If the image shape is (bs, 3, 28, 28), and class embedding size is 4 (i.e. 4 numbers are enough to encode all classes), then the class embedding shape is (bs, 4, 28, 28) (i.e. same 4 numbers for each pixal), and the concatenated shape is (bs, 3 + 4, 28, 28)
Fine-tune a trained diffusion model (trained on a dataset from the same or a different domain) on a target dataset, so that it can generate target images.
While a conditional model can takes additional inputs to control the generation process, the Guidance technique can control a trained unconditional model, i.e. the generated image at each step in the generation process is pushed to lower loss according to the guidance function (a user-defined loss function). Specifically, calculate the gradient of this loss with respect to the current noisy x and use this gradient to modify x before updating it with the scheduler.
For example:
def loss(generated_image, prompt_text)
image_features = openai_clip_model.encode_image(generated_image)
text_features = openai_clip_model.encode_text(prompt_text)
return distance between image_features and text_features
During training, text conditioning is sometimes kept blank, forcing the model to learn to denoise images with no text information (unconditional generation). Then at inference time, make two separate predictions: one with the text prompt as conditioning and one without. Then use the difference between these two predictions to create a final combined prediction that pushes even further in the direction indicated by the text-conditioned prediction.

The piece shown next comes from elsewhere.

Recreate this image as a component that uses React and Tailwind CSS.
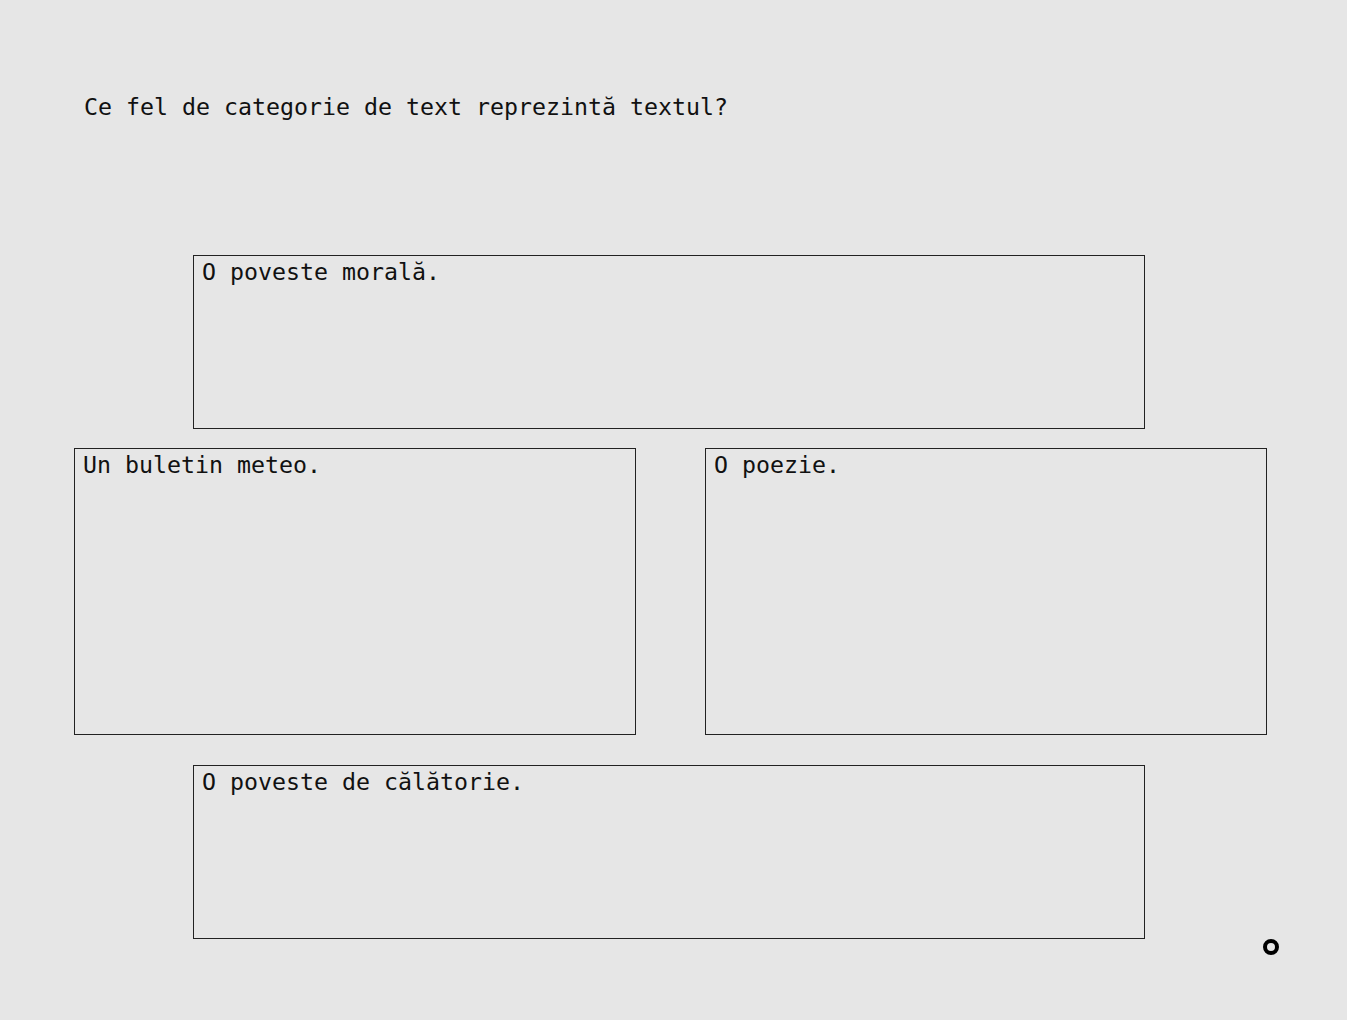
export default function App() {
  const mono = { fontFamily: '"DejaVu Sans Mono", "Liberation Mono", monospace' };
  return (
    <div className="relative w-[1347px] h-[1020px] bg-[#e6e6e6] text-[#111]" style={mono}>
      <div className="pl-[84px] pt-[92px] text-[23.25px] leading-[30px]">
        Ce fel de categorie de text reprezintă textul?
      </div>

      <div className="ml-[74px] w-[1193px] mt-[133px] flex flex-col">
        <div className="ml-[119px] w-[952px] h-[174px] border border-[#222] px-[8px] pt-[1px] text-[23.25px] leading-[30px]">
          O poveste morală.
        </div>

        <div className="mt-[19px] flex gap-[69px]">
          <div className="w-[562px] h-[287px] border border-[#222] px-[8px] pt-[1px] text-[23.25px] leading-[30px]">
            Un buletin meteo.
          </div>
          <div className="w-[562px] h-[287px] border border-[#222] px-[8px] pt-[1px] text-[23.25px] leading-[30px]">
            O poezie.
          </div>
        </div>

        <div className="mt-[30px] ml-[119px] w-[952px] h-[174px] border border-[#222] px-[8px] pt-[1px] text-[23.25px] leading-[30px]">
          O poveste de călătorie.
        </div>
      </div>

      <div className="absolute left-[1263px] top-[939px] w-[16px] h-[16px] rounded-full border-[4px] border-black" />
    </div>
  );
}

During training, it is worth mentioning that a pre-trained VAE encoder is used to generate VAE latent tensors as inputs to a U-Net (rather than using full-resolution images) for lower memory usage, fewer layers needed in the U-Net, and faster generation time.

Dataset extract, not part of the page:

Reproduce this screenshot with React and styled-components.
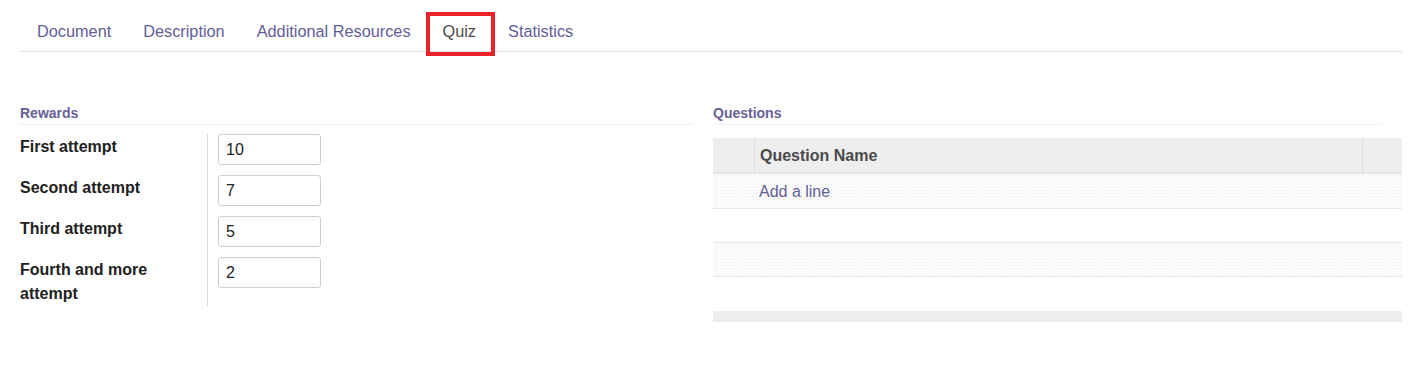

During sampling, a U-Net that takes (1) text embedding (transformed from a prompt), (2) noise (random numbers in the shape of the VAE latent tensor), (3) timestep, and outputs noise in the shape of VAE latent tensor which is then decoded (using a pre-trained VAE decoder) into an image.
An Img2Img pipeline first encodes an existing image into a latent tensor, then adds some noise to the latent tensor, and uses that (instead of pure random numbers) as the noise input of the U-Net. Img2Img is for preserving the image structure.